Option 1: To hold the trial of the two suspects in a third and neutral country to be determined by the Security Council.
Option 2: To have the two suspects tried by Scottish judges at the International Court of Justice ICJ at the Hague, in accordance with Scottish law.
Option 3: To establish a special criminal tribunal at the ICJ headquarters in the Hague to try the two suspects.

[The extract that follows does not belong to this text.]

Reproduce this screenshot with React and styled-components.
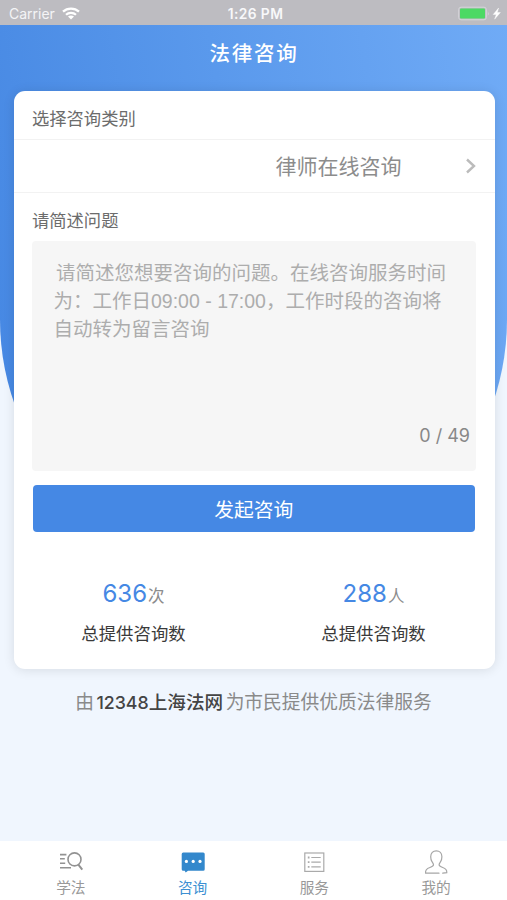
import React from 'react';
import styled, { createGlobalStyle } from 'styled-components';

const GlobalStyle = createGlobalStyle`
  * {
    box-sizing: border-box;
  }
  body {
    margin: 0;
    background-color: #f0f6fe;
    font-family: Inter, "Noto Sans CJK SC", sans-serif;
  }
`;

const Screen = styled.div`
  position: relative;
  display: flex;
  flex-direction: column;
  width: 507px;
  height: 900px;
  overflow: hidden;
  background-color: #f0f6fe;
`;

const Backdrop = styled.div`
  position: absolute;
  top: 0;
  left: 0;
  width: 100%;
  height: 573px;
  border-radius: 0 0 253.5px 253.5px;
  background-image: linear-gradient(80deg, #4486e2 0%, #5a99ec 50%, #70abf6 100%);
`;

const StatusBar = styled.div`
  position: relative;
  display: grid;
  grid-template-columns: 1fr auto 1fr;
  align-items: center;
  height: 25px;
  padding: 2px 6px 0 9px;
  background-color: #bdbcc1;
  color: #fff;
  line-height: 22px;
`;

const Carrier = styled.div`
  display: flex;
  align-items: center;
  gap: 7px;
  color: #f4f4f6;
  font-size: 14px;
`;

const Time = styled.span`
  margin-left: 1px;
  color: #f8f8fa;
  font-size: 13.8px;
  font-weight: 600;
  letter-spacing: 0.4px;
`;

const Power = styled.div`
  display: flex;
  justify-content: flex-end;
  align-items: center;
`;

const Header = styled.header`
  position: relative;
  height: 66px;
  padding-left: 1px;
  color: #fff;
  font-size: 20.5px;
  font-weight: 500;
  line-height: 57px;
  letter-spacing: 1.7px;
  text-align: center;
`;

const Card = styled.main`
  position: relative;
  display: flex;
  flex-direction: column;
  height: 578px;
  margin: 0 12.5px 0 13.5px;
  border-radius: 11px;
  background-color: #fff;
  box-shadow: 0 1px 12px rgba(0, 0, 0, 0.11);
`;

const Label = styled.div`
  height: ${(props) => props.$height}px;
  padding: ${(props) => props.$drop}px 0 0 18.5px;
  color: #6c6c6c;
  font-size: 17.3px;
  line-height: 48px;
`;

const Select = styled.div`
  display: flex;
  justify-content: flex-end;
  align-items: center;
  height: 54px;
  padding-right: 18px;
  border-top: 1px solid #f2f2f2;
  border-bottom: 1px solid #f2f2f2;
  color: #8c8c8c;
  font-size: 21px;
  line-height: 52px;
`;

const Category = styled.span`
  padding-top: 2px;
  line-height: 50px;
`;

const Chevron = styled.svg`
  margin-left: 63px;
`;

const Question = styled.div`
  display: flex;
  flex-direction: column;
  justify-content: space-between;
  height: 230px;
  margin: -4px 18.5px 0;
  padding: 18px 6px 21px 21.5px;
  border-radius: 4px;
  background-color: #f6f6f6;
`;

const Placeholder = styled.div`
  color: #adadad;
  font-family: "Liberation Sans", "Noto Sans CJK SC", sans-serif;
  font-size: 19.5px;
  line-height: 28px;
  text-indent: 2.5px;
  white-space: nowrap;
`;

const Counter = styled.div`
  color: #888;
  font-size: 18px;
  line-height: 28px;
  text-align: right;
`;

const Submit = styled.button`
  height: 47px;
  margin: 14px 20px 0 19.5px;
  padding: 3px 0 0;
  border: 0;
  border-radius: 4px;
  background-color: #4588e4;
  color: #fff;
  font-family: inherit;
  font-size: 19.8px;
  line-height: 44px;
`;

const Stats = styled.div`
  display: grid;
  grid-template-columns: 1fr 1fr;
  padding: 43px 1px 0 0;
`;

const Stat = styled.div`
  display: flex;
  flex-direction: column;
  align-items: center;
`;

const Amount = styled.div`
  display: flex;
  align-items: baseline;
  height: 37px;
  padding-top: 1px;
  color: #8c8c8c;
  font-size: 16.5px;
  line-height: 36px;
`;

const Digits = styled.span`
  margin-right: 1px;
  color: #4588e4;
  font-size: 24px;
`;

const Caption = styled.div`
  color: #3a3a3a;
  font-size: 17.4px;
  line-height: 44px;
`;

const Credit = styled.div`
  position: relative;
  display: flex;
  justify-content: center;
  align-items: baseline;
  padding-top: 19px;
  color: #8a8a8a;
  font-size: 18.75px;
  line-height: 28px;
`;

const Site = styled.span`
  margin: 0 2.5px;
  color: #444;
  font-weight: 500;
  font-size: 18.6px;
`;

const SiteNumber = styled.span`
  font-size: 17.8px;
`;

const TabBar = styled.nav`
  position: relative;
  display: grid;
  grid-template-columns: repeat(4, 1fr);
  height: 59px;
  margin-top: auto;
  padding: 0 10px;
  background-color: #fff;
`;

const Tab = styled.div`
  display: flex;
  flex-direction: column;
  align-items: center;
  padding-top: 7px;
  color: ${(props) => (props.$active ? '#3d90d2' : '#999')};
  font-size: 14.7px;
  line-height: 22px;

  svg {
    flex: none;
    margin-bottom: 1px;
  }
`;

const WifiIcon = () => (
  <svg width="18" height="13" viewBox="0 0 18 13" fill="none">
    <path d="M1 4.7C5.4.6 12.6.6 17 4.7" stroke="#fff" strokeWidth="2.3" />
    <path d="M4 7.8c2.8-2.7 7.2-2.7 10 0" stroke="#fff" strokeWidth="2.2" />
    <path d="M9 12.6 6 9.6c1.7-1.4 4.3-1.4 6 0z" fill="#fff" />
  </svg>
);

const BatteryIcon = () => (
  <svg width="43" height="15" viewBox="0 0 43 15">
    <rect x="0.7" y="1.2" width="27.6" height="12.6" rx="2.3" fill="none" stroke="#d6d6da" />
    <rect x="2" y="2.5" width="25" height="10" rx="1" fill="#4cd964" />
    <path d="M29.8 5.2q1.8 2.3 0 4.6z" fill="#d6d6da" />
    <path d="m40.6 2-5.4 6.5h3.1l-1.7 4.7 5.8-6.7h-3.100z" fill="#fff" stroke="#fff" strokeWidth="0.4" />
  </svg>
);

const LearnIcon = () => (
  <svg width="26" height="28" viewBox="0 0 26 28" fill="none" stroke="#929292" strokeWidth="1.6">
    <path d="M2 6.6h6.4M2 10.8h4.8M2 15.2h5.2M2 19.7h11" />
    <circle cx="16.5" cy="11.4" r="6.5" />
    <path d="m20.3 16.7 4 5" strokeWidth="2" />
  </svg>
);

const ChatIcon = () => (
  <svg width="26" height="28" viewBox="0 0 26 28">
    <path
      d="M3.2 4.5h20a1.5 1.5 0 0 1 1.5 1.5v15.2a1.5 1.5 0 0 1-1.5 1.5H8L5.7 24.4l-1-1.7H3.2a1.5 1.5 0 0 1-1.5-1.5V6a1.5 1.5 0 0 1 1.5-1.5z"
      fill="#3388cc"
    />
    <circle cx="6.4" cy="13.4" r="1.6" fill="#fff" />
    <circle cx="13.2" cy="13.4" r="1.6" fill="#fff" />
    <circle cx="20" cy="13.4" r="1.6" fill="#fff" />
  </svg>
);

const ServiceIcon = () => (
  <svg width="26" height="28" viewBox="0 0 26 28" fill="none" stroke="#aaa" strokeWidth="1.2">
    <rect x="3.8" y="5" width="19" height="18.4" />
    <path d="M10.3 9.5h9.4M10.3 14.2h9.4M10.3 18.9h9.4" />
    <path d="M6.8 9.5h1.7M6.8 14.2h1.7M6.8 18.9h1.7" strokeWidth="1.8" />
  </svg>
);

const ProfileIcon = () => (
  <svg width="26" height="28" viewBox="0 0 26 28" fill="none" stroke="#a6a6a6" strokeWidth="1.2" strokeLinecap="round">
    <path d="M16 25.2H2.6c-.5-3.3 1.500-4.800 4.300-5.700 2.400-.8 3.600-1.300 3.600-2.700 0-1.200-.7-1.900-1.500-3.100-1-1.600-1.300-3-1.300-4.900 0-3.600 2.300-6 5.600-6s5.600 2.400 5.600 6c0 1.900-.3 3.300-1.300 4.900-.8 1.200-1.500 1.900-1.500 3.100 0 1.400 1.200 1.900 3.600 2.700 2.800.9 4.300 2.400 4.100 5.200l-4.100.5" />
  </svg>
);

const stats = [
  { value: '636', unit: '次', caption: '总提供咨询数' },
  { value: '288', unit: '人', caption: '总提供咨询数' },
];

const tabs = [
  { name: '学法', Icon: LearnIcon },
  { name: '咨询', Icon: ChatIcon, active: true },
  { name: '服务', Icon: ServiceIcon },
  { name: '我的', Icon: ProfileIcon },
];

const App = () => (
  <>
    <GlobalStyle />
    <Screen>
      <Backdrop />
      <StatusBar>
        <Carrier>
          Carrier
          <WifiIcon />
        </Carrier>
        <Time>1:26 PM</Time>
        <Power>
          <BatteryIcon />
        </Power>
      </StatusBar>
      <Header>法律咨询</Header>
      <Card>
        <Label $height={48} $drop={4}>
          选择咨询类别
        </Label>
        <Select>
          <Category>律师在线咨询</Category>
          <Chevron width="12" height="18" viewBox="0 0 12 18" fill="none" stroke="#bbb" strokeWidth="2.4">
            <path d="m2 2.5 7 6.5-7 6.5" />
          </Chevron>
        </Select>
        <Label $height={52} $drop={4}>
          请简述问题
        </Label>
        <Question>
          <Placeholder>
            请简述您想要咨询的问题。在线咨询服务时间
            <br />
            为：工作日09:00 - 17:00，工作时段的咨询将
            <br />
            自动转为留言咨询
          </Placeholder>
          <Counter>0 / 49</Counter>
        </Question>
        <Submit>发起咨询</Submit>
        <Stats>
          {stats.map(({ value, unit, caption }) => (
            <Stat key={value}>
              <Amount>
                <Digits>{value}</Digits>
                {unit}
              </Amount>
              <Caption>{caption}</Caption>
            </Stat>
          ))}
        </Stats>
      </Card>
      <Credit>
        由
        <Site>
          <SiteNumber>12348</SiteNumber>上海法网
        </Site>
        为市民提供优质法律服务
      </Credit>
      <TabBar>
        {tabs.map(({ name, Icon, active }) => (
          <Tab key={name} $active={active}>
            <Icon />
            {name}
          </Tab>
        ))}
      </TabBar>
    </Screen>
  </>
);

export default App;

They called for refraining from resorting to the imposition of sanctions unless a real threat to international peace and security exists and only after all other peaceful means for settling the dispute have been exhausted. They also called for the refraining from adopting measures in the economic, financial, transportation and communication fields, due to their serious and inhumane effects on the people and should reflect the views of the General Assembly. The General Assembly is the only forum that reflects the position of all Member states. Where the imposition of sanctions is inevitable, they should be limited in their duration. After which, a decision should be made whether a consensus for their renewal exists and also serious consideration should be given to lift similar sanctions that are in place.

[RB: It was this erosion of international support for continuation of sanctions against Libya that motivated the UK and USA reluctantly to agree to a neutral venue trial in August 1998, some four years and seven months after my proposal had been accepted by the Libyan Government and the suspects’ defence team.]